Individuals who entered the Atlanta, Grand
Rapids, and Riverside HCD programs without a high school diploma
or GED were more likely than control group members to obtain
such a degree at some point during the follow-up period, a
result consistent with program goals and not found in the
LFA programs. In Portland, such nongraduates were
more likely to obtain a trade license or certificate, or to
obtain a GED and then a second education or training credential.
For those who entered the study with a high school
diploma or GED, only the Atlanta programs both LFA
and HCD led to significant positive effects on receiving
any type of education or training credential.

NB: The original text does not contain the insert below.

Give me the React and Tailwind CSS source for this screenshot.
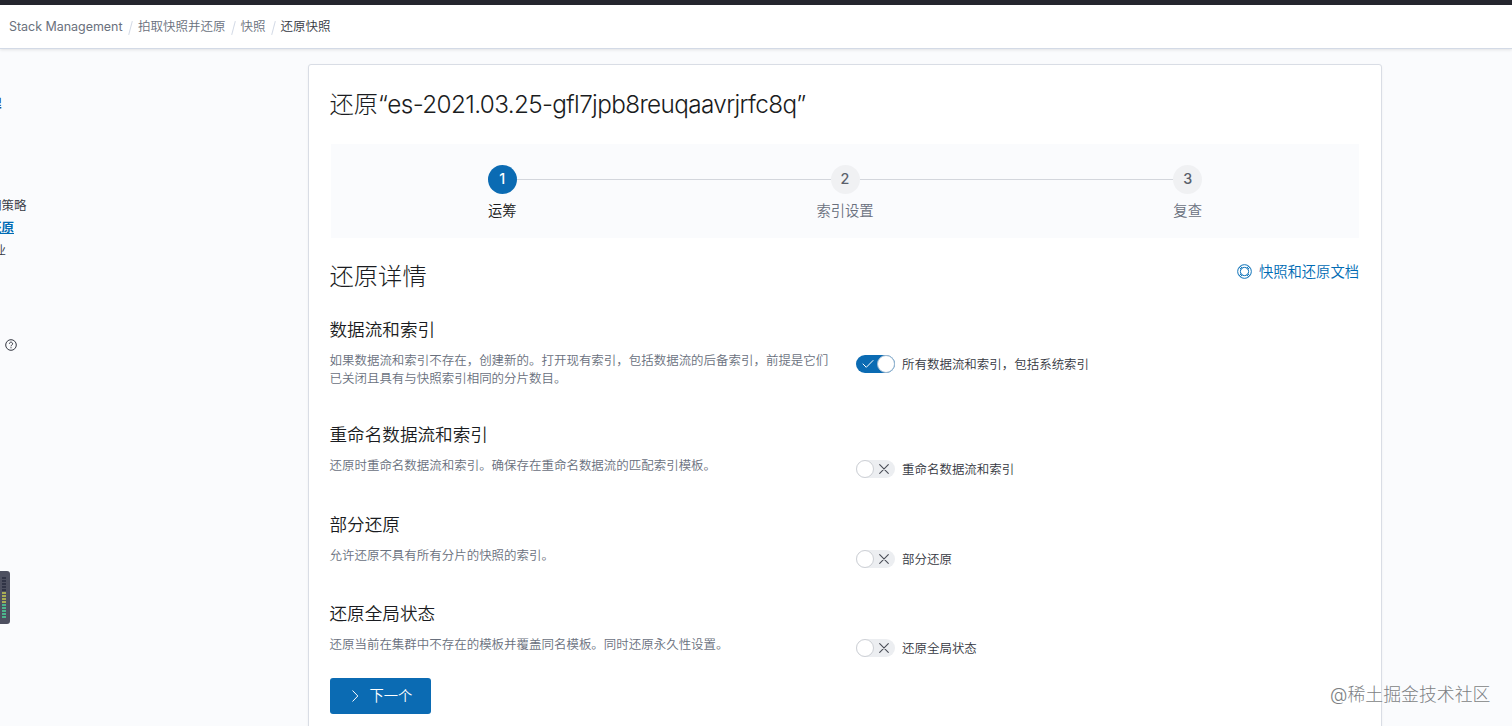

Program Effects on Employment, Earnings,
Welfare, and Income. Most control group members found
employment on their own at some point during the follow-up
period. Nevertheless, as shown in
Figure 3, program group
members in the majority of sites beat the control
group employment rates. For example, in the Riverside LFA
program, 74.5 percent of the program group was employed over
five years, compared to 66.1 percent of the control group,
for a difference (or impact) of 8.4 percentage points. Across
the sites, significant employment impacts ranged from 1.9
to 8.4 percentage points. Most of the programs also increased
enrollees earnings over control group earnings during
the follow-up period, as shown in Figure
4. Of the programs that produced significant earnings
gains, the average increases ranged from $1,361 in the Riverside
HCD program to $5,150 in Portland. (See Figures
3
and 4.)
As with employment, most control group members
succeeded in getting off welfare on their own during the follow-up
period, but in the sites for which we have data, program group
members got off welfare sooner. (Oklahoma City welfare records
were not available for the full follow-up period.) The impacts
ranged from an average reduction of 1.6 months on welfare
in Detroit to an average reduction of 5.6 months in Portland.
In dollar terms, program group members received between $710
and $2,949 less in welfare over five years than their control
group counterparts, as shown in
Figure 5. The largest
welfare savings occurred in the Riverside programs, due in
part to Californias relatively large welfare grant (resulting
in bigger savings when people go off welfare than in states
where grants are smaller). (See Figure
5.)
Across all sites, the programs had little
effect on income that is, the combination of earnings,
tax payments and credits, and public assistance benefits.
Over five years, welfare recipients in most of the program
groups received more in earnings and the Earned Income Credit
than those in the control groups, but also paid higher payroll
taxes and received less in welfare and Food Stamps. (Again,
five-year data for Oklahoma City were not available.)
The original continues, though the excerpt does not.